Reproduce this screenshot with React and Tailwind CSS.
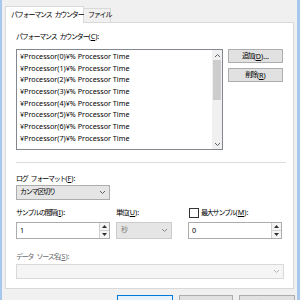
import React from 'react'

// Japanese text: tighter than Noto's full-width glyphs, close to Meiryo UI
const J = ({ children }) => {
  const parts = String(children).split(' ')
  return (
    <span className="text-[7px] tracking-[-1.2px]">
      {parts.map((p, i) => (
        <React.Fragment key={i}>
          {i > 0 && <span className="inline-block w-[3px]" />}
          {p}
        </React.Fragment>
      ))}
    </span>
  )
}

const Chevron = ({ up = false, color = '#606060' }) => (
  <svg width="7" height="5" viewBox="0 0 7 5">
    <path d={up ? 'M1 4 L3.5 1.5 L6 4' : 'M1 1 L3.5 3.5 L6 1'} fill="none" stroke={color} strokeWidth="1" />
  </svg>
)

const Spinner = () => (
  <div className="flex flex-col w-[10px] h-full border-l border-[#d0d0d0] bg-[#f4f4f4]">
    <div className="flex-1 flex items-center justify-center border-b border-[#d0d0d0]">
      <svg width="5" height="3" viewBox="0 0 5 3"><path d="M0 3 L2.5 0 L5 3 Z" fill="#303030" /></svg>
    </div>
    <div className="flex-1 flex items-center justify-center">
      <svg width="5" height="3" viewBox="0 0 5 3"><path d="M0 0 L2.5 3 L5 0 Z" fill="#303030" /></svg>
    </div>
  </div>
)

const App = () => {
  const items = [0, 1, 2, 3, 4, 5, 6, 7].map((n) => `¥Processor(${n})¥% Processor Time`)

  return (
    <div className="w-[300px] h-[300px] overflow-hidden bg-[#f0f0f0] flex font-['Noto_Sans','Noto_Sans_CJK_JP',sans-serif] text-[7.2px] text-black">
      <div className="w-[2px] h-full bg-[#a6c8ec] shrink-0" />
      <div className="flex-1 flex flex-col pl-[3px] pr-[2px]">
        {/* tabs */}
        <div className="shrink-0 flex items-end h-[23px] relative z-10">
          <div className="h-[17px] w-[79px] bg-white border border-b-0 border-[#d9d9d9] flex items-center pl-[5px] whitespace-nowrap"><J>パフォーマンス カウンター</J></div>
          <div className="h-[14px] w-[27px] mb-[1px] bg-[#f0f0f0] border border-l-0 border-b-0 border-[#d9d9d9] flex items-center pl-[4px] whitespace-nowrap"><J>ファイル</J></div>
        </div>
        {/* panel */}
        <div className="shrink-0 -mt-[1px] h-[267px] w-[289px] bg-white border border-[#d9d9d9] flex flex-col pl-[10px] pr-[7px]">
          <div className="shrink-0 mt-[8px] h-[10px] leading-[10px]"><J>パフォーマンス カウンター</J>(<span className="underline">C</span>):</div>
          <div className="shrink-0 mt-[8px] flex gap-[5px]">
            <div className="w-[207px] h-[101px] border border-[#828790] flex bg-white">
              <div className="flex-1 flex flex-col pt-[1px] pl-[3px]">
                {items.map((t, i) => (
                  <div key={i} className="h-[11.7px] leading-[11.7px] whitespace-nowrap">{t}</div>
                ))}
              </div>
              <div className="w-[10px] h-full bg-[#f0f0f0] flex flex-col">
                <div className="h-[10px] flex items-center justify-center"><Chevron up /></div>
                <div className="h-[40px] mx-[1px] bg-[#cdcdcd]" />
                <div className="flex-1" />
                <div className="h-[10px] flex items-center justify-center"><Chevron /></div>
              </div>
            </div>
            <div className="flex flex-col gap-[5px]">
              <div className="w-[55px] h-[14px] bg-[#e1e1e1] border border-[#adadad] flex items-center justify-center"><J>追加</J>(<span className="underline">D</span>)...</div>
              <div className="w-[55px] h-[14px] bg-[#e1e1e1] border border-[#adadad] flex items-center justify-center"><J>削除</J>(<span className="underline">R</span>)</div>
            </div>
          </div>
          <div className="shrink-0 mt-[12px] h-[1px] w-[270px] bg-[#dcdcdc]" />
          <div className="shrink-0 mt-[10px] h-[10px] leading-[10px]"><J>ログ フォーマット</J>(<span className="underline">F</span>):</div>
          <div className="shrink-0 mt-[2px] w-[94px] h-[15px] bg-[#e5e5e5] border border-[#acacac] flex items-center justify-between pl-[3px] pr-[3px]">
            <J>カンマ区切り</J>
            <Chevron />
          </div>
          <div className="shrink-0 mt-[8px] h-[10px] flex items-center">
            <div className="w-[100px]"><J>サンプルの間隔</J>(<span className="underline">I</span>):</div>
            <div className="w-[73px]"><J>単位</J>(<span className="underline">U</span>):</div>
            <div className="flex items-center gap-[2px]">
              <div className="w-[10px] h-[10px] border border-[#333] bg-white" />
              <span><J>最大サンプル</J>(<span className="underline">M</span>):</span>
            </div>
          </div>
          <div className="shrink-0 mt-[4px] h-[17px] flex">
            <div className="w-[94px] h-full border border-[#acacac] bg-white flex">
              <div className="flex-1 pl-[3px] flex items-center">1</div>
              <Spinner />
            </div>
            <div className="ml-[6px] w-[56px] h-full bg-[#e5e5e5] border border-[#cccccc] flex items-center justify-between pl-[4px] pr-[3px] text-[#838383]">
              <J>秒</J>
              <Chevron color="#8a8a8a" />
            </div>
            <div className="ml-[16px] w-[94px] h-full border border-[#acacac] bg-white flex">
              <div className="flex-1 pl-[3px] flex items-center">0</div>
              <Spinner />
            </div>
          </div>
          <div className="shrink-0 mt-[12px] h-[10px] leading-[10px] text-[#6d6d6d]"><J>データ ソース名</J>(<span className="underline">S</span>):</div>
          <div className="shrink-0 mt-[3px] w-[268px] h-[15px] bg-[#f5f5f5] border border-[#d9d9d9] flex items-center justify-end pr-[3px]">
            <Chevron color="#b5b5b5" />
          </div>
        </div>
        {/* dialog buttons */}
        <div className="shrink-0 mt-[6px] flex pl-[112px] gap-[6px]">
          <div className="w-[56px] h-[20px] bg-[#e5f1fb] border border-[#0078d7] flex items-start justify-center pt-[3px]">OK</div>
          <div className="w-[54px] h-[20px] bg-[#e1e1e1] border border-[#adadad] flex items-start justify-center pt-[3px]"><J>キャンセル</J></div>
          <div className="w-[56px] h-[20px] bg-[#e1e1e1] border border-[#adadad] flex items-start justify-center pt-[3px]"><J>適用</J>(A)</div>
        </div>
      </div>
      <div className="w-[3px] h-full bg-[#a6c8ec] shrink-0" />
    </div>
  )
}

export default App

========

(The problem)
Tally the lines of the listing that include "React". Reply with nothing but the count.

(Answer to the task)
4